Una noche en Roma, tras vencer en gran actuación a la serbia Monica Seles en la final de 1992 (7-5 y 6-4), invitó a la cena de festejos al periodismo argentino que la seguía: es que Gabriela garantizaba presencia nacional en las instancias decisivas de cada torneo que jugaba. Y lejos de alardes, actuó como si fuera una invitada más. Sin dejarse llevar por la nube de elogios después de derrotar por segundo año seguido (6-3 y 6-2 había sido en 1991) en el Foro Itálico a la N° 1 del mundo. Se ponía tan colorada como el atuendo que vestía.
En las ruedas de prensa, luego de las preguntas en inglés, la charla con los argentinos transitaba por distintos niveles. Hubo un tiempo, sobre todo tras aquel fatídico partido con Mary Joe Fernández en Roland Garros 1993 que perdió increíblemente y tras el cual empezaron sus vaivenes deportivos, en el que su saque era un karma. Diez, doce, doble faltas por partido. Un tormento. Cuando se le preguntaba por ello, su expresión se desfiguraba. Pero enseguida surgía el colega del "escuadrón fraterno" que le tiraba una soga con un "Gaby, ¿ya fuiste de compras?".

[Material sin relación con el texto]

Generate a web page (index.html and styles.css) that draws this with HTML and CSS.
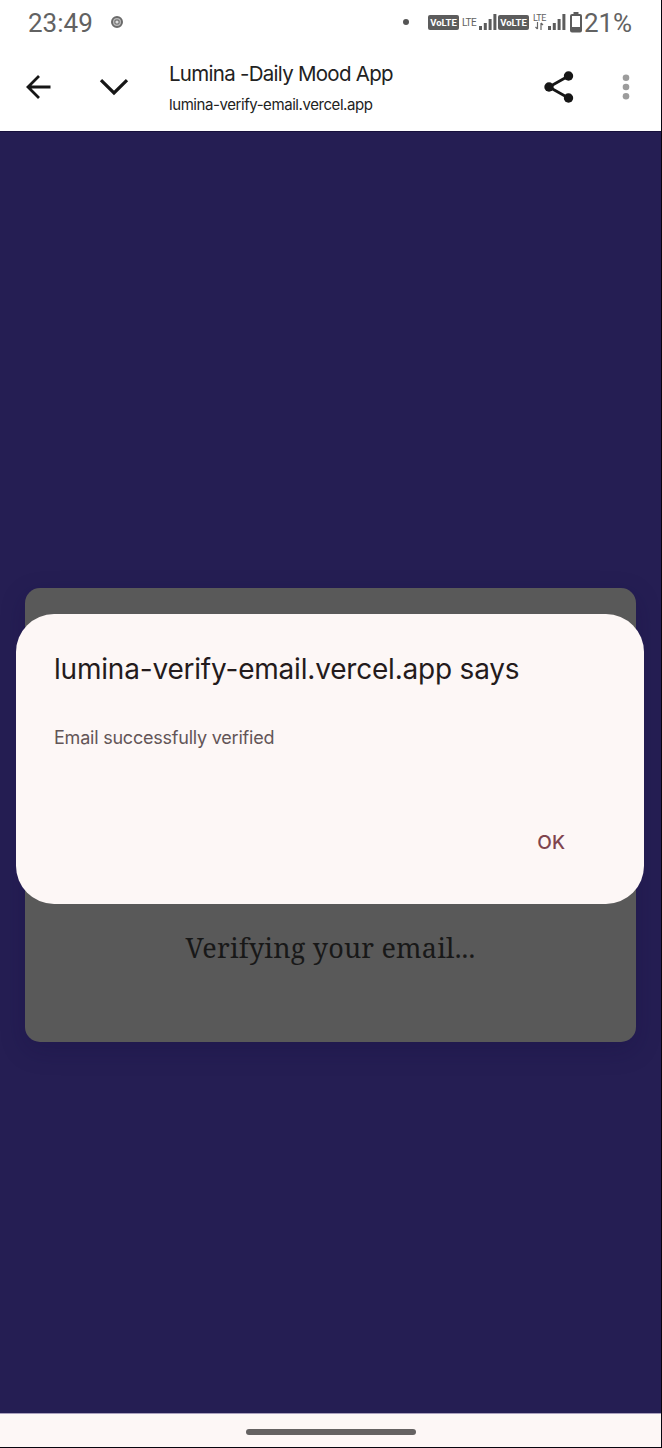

Otra noche de Grand Slam, cuando uno tras otro los argentinos fueron saliendo despedidos de los cuadros y nuevamente Sabatini asomaba como la única que iba a pasar el primer fin de semana, una voz reflexiva soltó la frase: "¡Ya la van a extrañar cuando no esté!". Y si bien años más tarde irrumpió la Legión, instaurando una nueva era en el tenis argentino, nada más cierto que aquella sentencia de Osvaldo padre: aún hoy se la sigue extrañando. Dicen que "la chiquita" está llegando a los 50. Pero no debe ser cierto.